Ferroelectric switching dynamics in VDF-TrFE copolymer thin films spin coated on Si substrate

Abstract

Simultaneous measurements of the charge Q and the capacitance C were performed for an MFS capacitor with Au-(vinylidene fluoride-trifluoroethylene copolymer)-(n-Si) structure using a double-frequency voltage consisting of a low-frequency high voltage and a high-frequency sinusoidal low voltage. The use of a triangular high voltage yields asymmetrical Q-V and C-V hysteresis loops that support the full ferroelectric polarization reversal occurring in close relation to charge compensation in the n-Si layer. The use of a rectangular high voltage reveals the details of asymmetric switching dynamics.

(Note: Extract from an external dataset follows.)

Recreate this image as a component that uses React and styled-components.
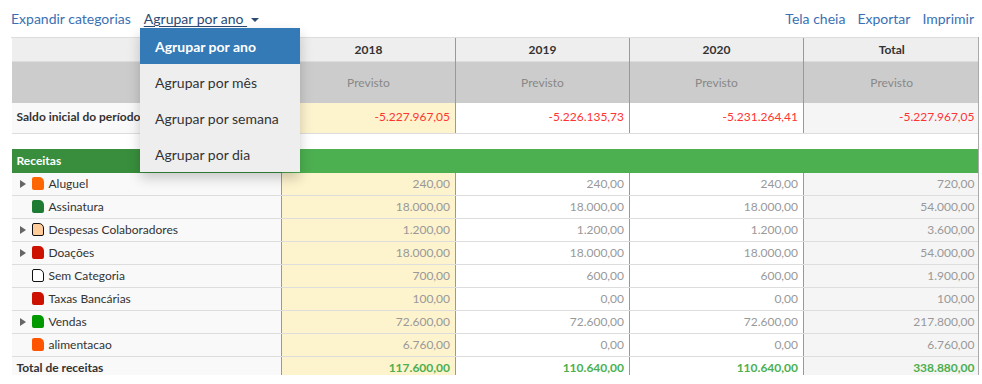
import React from 'react'
import styled, { createGlobalStyle } from 'styled-components'

const GlobalStyle = createGlobalStyle`
    body {
        margin: 0;
        background: #fff;
        font-family: Lato, "Open Sans", sans-serif;
        color: #333;
    }
`

const Page = styled.div`
    position: relative;
    width: 982px;
    height: 384px;
    padding: 0 3px 0 11px;
    box-sizing: border-box;
`
const Toolbar = styled.div`
    height: 37px;
    display: flex;
    align-items: center;
    justify-content: space-between;
    padding-right: 5px;
    font-size: 14px;
`
const LinkGroup = styled.div`
    display: flex;
    align-items: center;
    gap: ${props => props.gap}px;
`
const Link = styled.span`
    color: ${props => props.active ? '#2c4a73' : '#3a70b3'};
    text-decoration: ${props => props.active ? 'underline' : 'none'};
    text-underline-offset: 2px;
    cursor: pointer;
    white-space: nowrap;
`
const Caret = styled.span`
    display: inline-block;
    margin-left: 4px;
    vertical-align: middle;
    border-left: 4px solid transparent;
    border-right: 4px solid transparent;
    border-top: 4px solid #2c4a73;
`
const Menu = styled.ul`
    position: absolute;
    left: 140px;
    top: 28px;
    width: 160px;
    margin: 0;
    padding: 0;
    list-style: none;
    background: #eeeeee;
    box-shadow: 0 6px 12px rgba(0, 0, 0, .2);
    z-index: 10;
`
const MenuItem = styled.li`
    height: 36px;
    display: flex;
    align-items: center;
    padding-left: 15px;
    font-size: 14px;
    font-weight: ${props => props.active ? 700 : 400};
    color: ${props => props.active ? '#fff' : '#333'};
    background: ${props => props.active ? '#337ab7' : 'transparent'};
`
const Scroller = styled.div`
    height: 338px;
    overflow: hidden;
    border-right: 1px solid #aaa;
`
const Table = styled.table`
    width: 968px;
    table-layout: fixed;
    border-collapse: collapse;
    font-size: 12px;
`
const HeadCell = styled.th`
    height: ${props => props.sub ? 41 : 23}px;
    background: ${props => props.sub ? '#cccccc' : '#eeeeee'};
    color: ${props => props.sub ? '#888' : '#333'};
    font-weight: ${props => props.sub ? 400 : 700};
    text-align: center;
    padding: 0;
    border-top: 1px solid #ddd;
    border-left: 1px solid ${props => props.first ? 'transparent' : '#999'};
`
const LabelCell = styled.td`
    height: ${props => props.h || 22}px;
    padding: 0 0 ${props => props.lift ? 3 : 0}px 5px;
    background: #f9f9f9;
    color: #333;
    font-weight: ${props => props.bold ? 700 : 400};
    border-bottom: 1px solid #ddd;
    white-space: nowrap;
    overflow: hidden;
`
const ValueCell = styled.td`
    padding: 0 5px ${props => props.lift ? 3 : 0}px 0;
    text-align: right;
    background: ${props => props.tone === 'current' ? '#fdf3cd' : props.tone === 'total' ? '#f5f5f5' : '#fff'};
    color: ${props => props.color || '#999'};
    font-weight: ${props => props.bold ? 700 : 400};
    border-left: 1px solid #999;
    border-bottom: 1px solid #ddd;
`
const SpacerRow = styled.tr`
    height: 15px;
    td { padding: 0; background: #fff; }
`
const GroupCell = styled.td`
    height: 24px;
    padding: 0 5px;
    background: ${props => props.dark ? '#388e3c' : '#4caf50'};
    color: #fff;
    font-weight: 700;
`
const Label = styled.div`
    display: flex;
    align-items: center;
`
const Expander = styled.span`
    width: 6px;
    margin: 0 6px 0 3px;
    &::before {
        content: '';
        display: ${props => props.show ? 'block' : 'none'};
        border-top: 4px solid transparent;
        border-bottom: 4px solid transparent;
        border-left: 6px solid #666;
    }
`
const Swatch = styled.span`
    width: ${props => props.outlined ? 10 : 12}px;
    height: ${props => props.outlined ? 11 : 13}px;
    margin-right: 5px;
    background: ${props => props.color};
    border: ${props => props.outlined ? '1px solid #111' : 'none'};
    border-radius: 2px 5px 2px 2px;
`

const categories = [
    { name: 'Aluguel', color: '#ff6600', expand: true, values: ['240,00', '240,00', '240,00', '720,00'] },
    { name: 'Assinatura', color: '#1e7b34', values: ['18.000,00', '18.000,00', '18.000,00', '54.000,00'] },
    { name: 'Despesas Colaboradores', color: '#ffcc99', outlined: true, expand: true, values: ['1.200,00', '1.200,00', '1.200,00', '3.600,00'] },
    { name: 'Doações', color: '#cc1100', expand: true, values: ['18.000,00', '18.000,00', '18.000,00', '54.000,00'] },
    { name: 'Sem Categoria', color: '#fff', outlined: true, values: ['700,00', '600,00', '600,00', '1.900,00'] },
    { name: 'Taxas Bancárias', color: '#cc1100', values: ['100,00', '0,00', '0,00', '100,00'] },
    { name: 'Vendas', color: '#009900', expand: true, values: ['72.600,00', '72.600,00', '72.600,00', '217.800,00'] },
    { name: 'alimentacao', color: '#ff5500', values: ['6.760,00', '0,00', '0,00', '6.760,00'] },
]
const tones = ['current', 'plain', 'plain', 'total']
const years = ['2018', '2019', '2020', 'Total']

const ValueCells = ({ values, color, bold, lift }) => values.map((v, i) =>
    <ValueCell key={ i } tone={ tones[i] } color={ color } bold={ bold } lift={ lift }>{ v }</ValueCell>
)

export default function App() {
    return <Page>
        <GlobalStyle />
        <Toolbar>
            <LinkGroup gap={ 13 }>
                <Link>Expandir categorias</Link>
                <Link active>Agrupar por ano <Caret /></Link>
            </LinkGroup>
            <LinkGroup gap={ 12 }>
                <Link>Tela cheia</Link>
                <Link>Exportar</Link>
                <Link>Imprimir</Link>
            </LinkGroup>
        </Toolbar>
        <Menu>
            <MenuItem active>Agrupar por ano</MenuItem>
            <MenuItem>Agrupar por mês</MenuItem>
            <MenuItem>Agrupar por semana</MenuItem>
            <MenuItem>Agrupar por dia</MenuItem>
        </Menu>
        <Scroller>
            <Table>
                <colgroup>
                    <col style={{ width: 270 }} />
                    <col style={{ width: 174 }} />
                    <col style={{ width: 174 }} />
                    <col style={{ width: 174 }} />
                    <col style={{ width: 176 }} />
                </colgroup>
                <thead>
                    <tr>
                        <HeadCell first />
                        { years.map(y => <HeadCell key={ y }>{ y }</HeadCell>) }
                    </tr>
                    <tr>
                        <HeadCell sub first />
                        { years.map(y => <HeadCell sub key={ y }>Previsto</HeadCell>) }
                    </tr>
                </thead>
                <tbody>
                    <tr>
                        <LabelCell h={ 27 } lift bold>Saldo inicial do período</LabelCell>
                        <ValueCells values={['-5.227.967,05', '-5.226.135,73', '-5.231.264,41', '-5.227.967,05']} color="#ff3333" lift />
                    </tr>
                    <SpacerRow><td colSpan={ 5 } /></SpacerRow>
                    <tr>
                        <GroupCell dark>Receitas</GroupCell>
                        <GroupCell colSpan={ 4 } />
                    </tr>
                    { categories.map(c =>
                        <tr key={ c.name }>
                            <LabelCell>
                                <Label>
                                    <Expander show={ c.expand } />
                                    <Swatch color={ c.color } outlined={ c.outlined } />
                                    { c.name }
                                </Label>
                            </LabelCell>
                            <ValueCells values={ c.values } />
                        </tr>
                    ) }
                    <tr>
                        <LabelCell bold>Total de receitas</LabelCell>
                        <ValueCells values={['117.600,00', '110.640,00', '110.640,00', '338.880,00']} color="#4caf50" bold />
                    </tr>
                </tbody>
            </Table>
        </Scroller>
    </Page>
}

Polarization switching toward the positive side starts with the loss of the depletion layer and progresses rapidly owing to the accumulation of majority carriers to be completed at a time analogous to that for the case of a metal-ferroelectric-metal capacitor. On the other hand, that toward the negative side is markedly impeded by depletion layer formation but is eventually completed via a constant-current process at a time given by the ratio of switched polarization and constant current. On the basis of a linear relationship between the constant current and the depletion layer width, we conclude that the switching dynamics under a negative voltage is controlled by the rate of minority carrier generation in the depletion layer.